[Entries taken from a collection]
»»

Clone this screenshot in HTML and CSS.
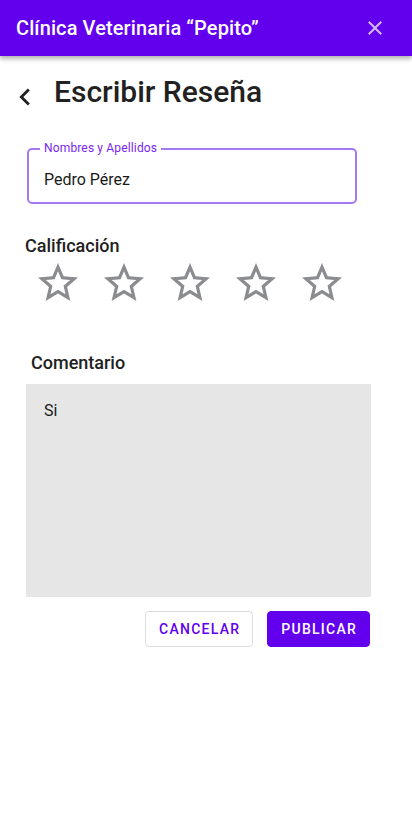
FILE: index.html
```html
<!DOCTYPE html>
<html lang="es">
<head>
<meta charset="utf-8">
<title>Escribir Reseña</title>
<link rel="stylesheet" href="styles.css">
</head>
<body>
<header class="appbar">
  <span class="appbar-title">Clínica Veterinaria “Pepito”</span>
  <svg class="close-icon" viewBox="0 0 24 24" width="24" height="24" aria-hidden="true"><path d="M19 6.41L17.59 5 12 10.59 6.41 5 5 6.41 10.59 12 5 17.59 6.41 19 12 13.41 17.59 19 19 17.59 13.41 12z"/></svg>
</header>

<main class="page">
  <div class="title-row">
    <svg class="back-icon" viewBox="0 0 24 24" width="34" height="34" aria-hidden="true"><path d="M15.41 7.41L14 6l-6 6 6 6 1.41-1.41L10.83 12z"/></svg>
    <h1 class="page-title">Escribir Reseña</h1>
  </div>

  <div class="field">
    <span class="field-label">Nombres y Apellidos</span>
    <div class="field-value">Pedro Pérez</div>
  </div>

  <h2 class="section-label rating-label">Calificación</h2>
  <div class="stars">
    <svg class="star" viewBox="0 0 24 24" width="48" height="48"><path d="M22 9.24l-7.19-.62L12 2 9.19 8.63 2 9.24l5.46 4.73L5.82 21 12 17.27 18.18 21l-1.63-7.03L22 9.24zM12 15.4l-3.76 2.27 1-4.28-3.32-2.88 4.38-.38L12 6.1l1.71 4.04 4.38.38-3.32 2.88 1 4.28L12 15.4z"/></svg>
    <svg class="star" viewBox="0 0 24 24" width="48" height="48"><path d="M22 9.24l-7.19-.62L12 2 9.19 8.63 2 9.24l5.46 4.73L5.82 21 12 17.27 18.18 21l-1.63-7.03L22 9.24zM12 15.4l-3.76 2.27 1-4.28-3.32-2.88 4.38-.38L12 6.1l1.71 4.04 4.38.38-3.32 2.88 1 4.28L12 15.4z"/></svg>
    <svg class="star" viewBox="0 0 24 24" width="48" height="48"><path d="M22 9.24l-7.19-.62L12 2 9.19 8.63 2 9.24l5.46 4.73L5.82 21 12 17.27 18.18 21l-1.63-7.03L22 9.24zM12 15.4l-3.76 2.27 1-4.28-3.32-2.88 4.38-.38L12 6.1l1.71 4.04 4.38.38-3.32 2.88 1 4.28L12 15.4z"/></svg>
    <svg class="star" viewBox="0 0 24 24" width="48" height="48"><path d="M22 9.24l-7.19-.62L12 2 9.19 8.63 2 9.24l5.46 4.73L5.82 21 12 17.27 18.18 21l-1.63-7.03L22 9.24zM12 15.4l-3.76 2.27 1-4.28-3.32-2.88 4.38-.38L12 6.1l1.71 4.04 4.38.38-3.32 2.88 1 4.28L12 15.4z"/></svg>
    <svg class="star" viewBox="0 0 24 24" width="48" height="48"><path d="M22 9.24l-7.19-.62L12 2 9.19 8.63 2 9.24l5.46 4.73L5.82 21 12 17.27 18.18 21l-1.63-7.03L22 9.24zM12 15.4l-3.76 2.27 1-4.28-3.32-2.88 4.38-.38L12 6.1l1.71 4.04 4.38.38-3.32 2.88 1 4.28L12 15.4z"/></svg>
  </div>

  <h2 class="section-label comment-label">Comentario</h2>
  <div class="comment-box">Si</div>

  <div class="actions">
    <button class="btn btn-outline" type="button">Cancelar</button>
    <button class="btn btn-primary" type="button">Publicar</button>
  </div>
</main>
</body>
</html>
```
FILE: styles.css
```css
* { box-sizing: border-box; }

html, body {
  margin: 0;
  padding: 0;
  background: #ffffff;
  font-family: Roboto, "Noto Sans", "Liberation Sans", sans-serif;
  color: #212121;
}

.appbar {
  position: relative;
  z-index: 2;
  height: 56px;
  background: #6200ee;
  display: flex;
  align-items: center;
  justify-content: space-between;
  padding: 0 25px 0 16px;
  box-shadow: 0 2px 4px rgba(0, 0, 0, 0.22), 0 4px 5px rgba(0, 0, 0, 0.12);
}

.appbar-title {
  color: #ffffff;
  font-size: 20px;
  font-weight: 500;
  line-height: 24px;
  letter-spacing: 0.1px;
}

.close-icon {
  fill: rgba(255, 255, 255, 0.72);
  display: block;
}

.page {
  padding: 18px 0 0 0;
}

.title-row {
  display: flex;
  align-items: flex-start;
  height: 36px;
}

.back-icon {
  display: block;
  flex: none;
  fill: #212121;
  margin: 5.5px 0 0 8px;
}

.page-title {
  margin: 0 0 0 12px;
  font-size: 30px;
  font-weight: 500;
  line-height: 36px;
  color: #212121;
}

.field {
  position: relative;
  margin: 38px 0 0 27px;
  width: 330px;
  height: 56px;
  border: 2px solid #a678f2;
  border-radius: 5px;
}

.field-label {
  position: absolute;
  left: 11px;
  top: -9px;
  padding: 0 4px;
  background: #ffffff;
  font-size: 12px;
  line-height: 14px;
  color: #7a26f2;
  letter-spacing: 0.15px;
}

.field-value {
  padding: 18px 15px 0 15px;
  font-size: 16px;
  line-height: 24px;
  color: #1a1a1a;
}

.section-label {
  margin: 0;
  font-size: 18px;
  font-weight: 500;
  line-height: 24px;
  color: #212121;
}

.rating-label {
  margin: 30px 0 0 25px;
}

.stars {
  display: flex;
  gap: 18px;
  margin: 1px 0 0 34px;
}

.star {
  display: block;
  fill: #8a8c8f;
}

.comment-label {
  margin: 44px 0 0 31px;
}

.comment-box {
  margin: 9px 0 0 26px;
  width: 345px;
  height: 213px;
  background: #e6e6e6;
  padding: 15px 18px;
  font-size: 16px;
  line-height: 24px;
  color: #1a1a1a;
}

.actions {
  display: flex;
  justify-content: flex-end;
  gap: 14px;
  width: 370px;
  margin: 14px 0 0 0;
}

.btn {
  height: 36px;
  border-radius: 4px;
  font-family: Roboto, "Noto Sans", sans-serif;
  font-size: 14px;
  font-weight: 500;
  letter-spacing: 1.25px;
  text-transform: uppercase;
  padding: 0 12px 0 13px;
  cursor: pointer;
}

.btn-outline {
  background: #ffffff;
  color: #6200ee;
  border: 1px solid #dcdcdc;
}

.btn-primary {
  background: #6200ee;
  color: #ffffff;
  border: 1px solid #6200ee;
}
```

««
»»

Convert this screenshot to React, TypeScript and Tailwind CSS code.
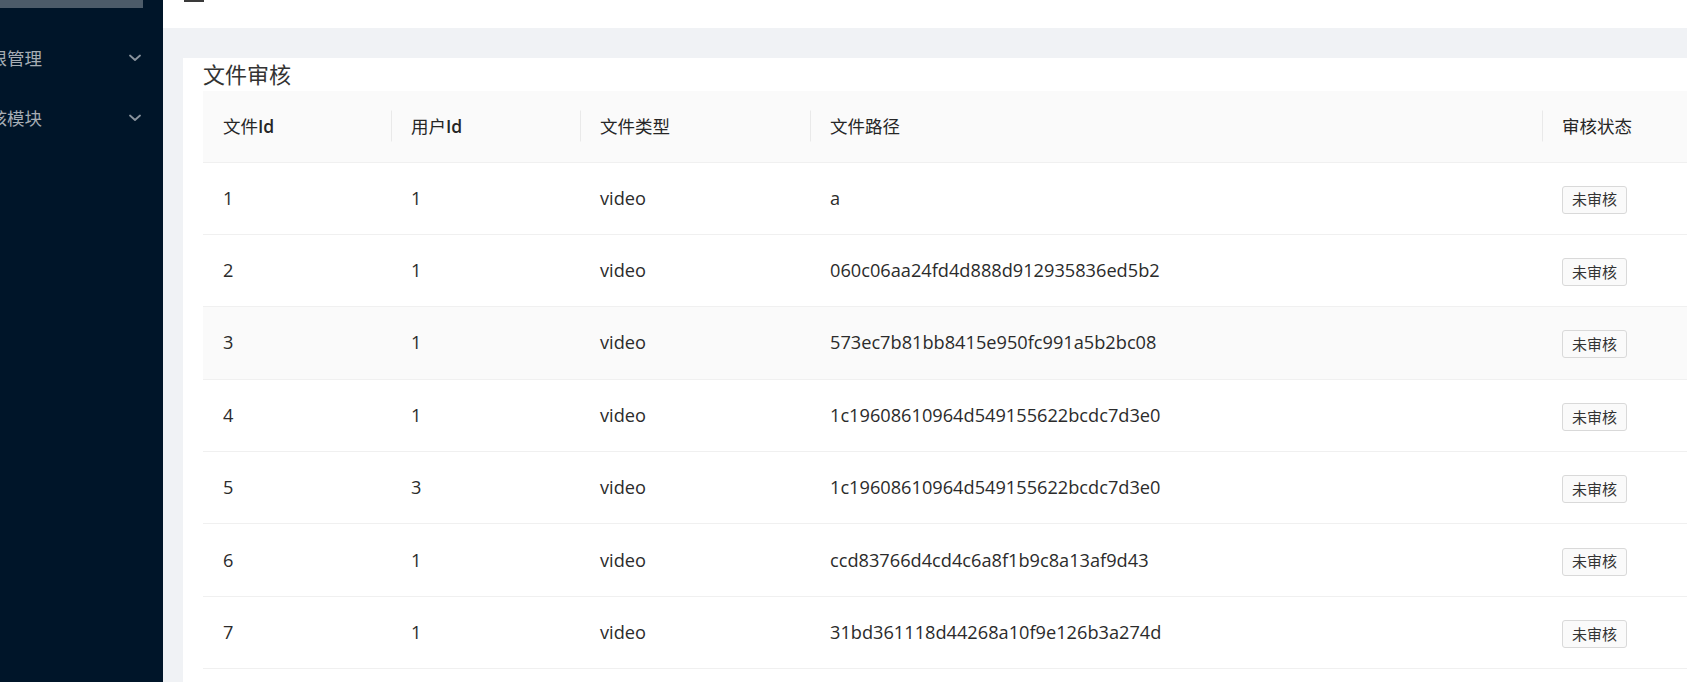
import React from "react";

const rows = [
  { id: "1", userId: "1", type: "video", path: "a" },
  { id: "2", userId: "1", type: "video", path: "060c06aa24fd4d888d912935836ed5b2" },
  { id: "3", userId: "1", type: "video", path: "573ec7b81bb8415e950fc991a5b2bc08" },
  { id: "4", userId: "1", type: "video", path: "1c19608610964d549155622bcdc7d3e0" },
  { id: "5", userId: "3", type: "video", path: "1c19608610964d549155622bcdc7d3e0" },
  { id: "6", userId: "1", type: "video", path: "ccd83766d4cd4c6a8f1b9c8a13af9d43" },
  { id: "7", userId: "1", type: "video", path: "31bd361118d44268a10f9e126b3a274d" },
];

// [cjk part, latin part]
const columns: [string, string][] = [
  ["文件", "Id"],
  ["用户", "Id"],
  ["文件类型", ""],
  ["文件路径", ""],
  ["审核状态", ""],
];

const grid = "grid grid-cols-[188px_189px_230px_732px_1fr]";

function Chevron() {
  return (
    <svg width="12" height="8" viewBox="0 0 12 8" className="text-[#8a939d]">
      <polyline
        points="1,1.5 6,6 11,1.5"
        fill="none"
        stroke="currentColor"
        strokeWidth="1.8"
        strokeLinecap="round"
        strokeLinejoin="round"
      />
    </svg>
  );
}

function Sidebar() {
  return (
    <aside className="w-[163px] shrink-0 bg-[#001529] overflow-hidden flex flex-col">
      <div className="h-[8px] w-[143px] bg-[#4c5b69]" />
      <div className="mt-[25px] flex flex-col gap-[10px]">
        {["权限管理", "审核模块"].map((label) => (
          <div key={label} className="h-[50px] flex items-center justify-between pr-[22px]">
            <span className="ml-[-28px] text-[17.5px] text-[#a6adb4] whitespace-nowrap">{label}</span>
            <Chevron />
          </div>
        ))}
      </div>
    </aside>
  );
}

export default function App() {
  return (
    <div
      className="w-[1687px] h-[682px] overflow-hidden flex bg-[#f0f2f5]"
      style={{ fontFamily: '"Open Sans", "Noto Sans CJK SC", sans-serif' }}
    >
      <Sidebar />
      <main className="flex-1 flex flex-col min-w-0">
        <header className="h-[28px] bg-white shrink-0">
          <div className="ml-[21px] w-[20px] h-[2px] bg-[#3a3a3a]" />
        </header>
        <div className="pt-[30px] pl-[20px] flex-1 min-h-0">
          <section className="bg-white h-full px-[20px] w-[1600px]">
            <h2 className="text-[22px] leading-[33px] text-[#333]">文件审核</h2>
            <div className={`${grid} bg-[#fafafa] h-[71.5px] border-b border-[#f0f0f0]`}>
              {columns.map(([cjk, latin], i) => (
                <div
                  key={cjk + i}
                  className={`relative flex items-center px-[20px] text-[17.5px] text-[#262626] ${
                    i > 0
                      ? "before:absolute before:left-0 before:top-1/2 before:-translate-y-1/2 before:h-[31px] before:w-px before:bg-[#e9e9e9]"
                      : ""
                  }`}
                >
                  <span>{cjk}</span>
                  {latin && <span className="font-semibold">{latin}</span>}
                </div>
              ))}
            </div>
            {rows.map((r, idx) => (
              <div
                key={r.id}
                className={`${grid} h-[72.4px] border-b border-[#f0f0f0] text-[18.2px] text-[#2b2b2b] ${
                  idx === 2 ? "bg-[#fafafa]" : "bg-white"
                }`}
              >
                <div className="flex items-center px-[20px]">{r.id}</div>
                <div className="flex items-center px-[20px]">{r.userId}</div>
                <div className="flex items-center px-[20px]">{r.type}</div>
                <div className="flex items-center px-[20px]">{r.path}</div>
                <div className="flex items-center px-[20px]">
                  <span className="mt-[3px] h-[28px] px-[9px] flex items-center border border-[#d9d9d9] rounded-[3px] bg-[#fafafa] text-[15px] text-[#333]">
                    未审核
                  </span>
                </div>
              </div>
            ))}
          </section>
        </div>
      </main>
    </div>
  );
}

««

Omit all pictures and repeat exactly the lines from the one containing "Convert this screenshot" through the one containing "import React from", ends included, with nothing added.

Convert this screenshot to React, TypeScript and Tailwind CSS code.
import React from "react";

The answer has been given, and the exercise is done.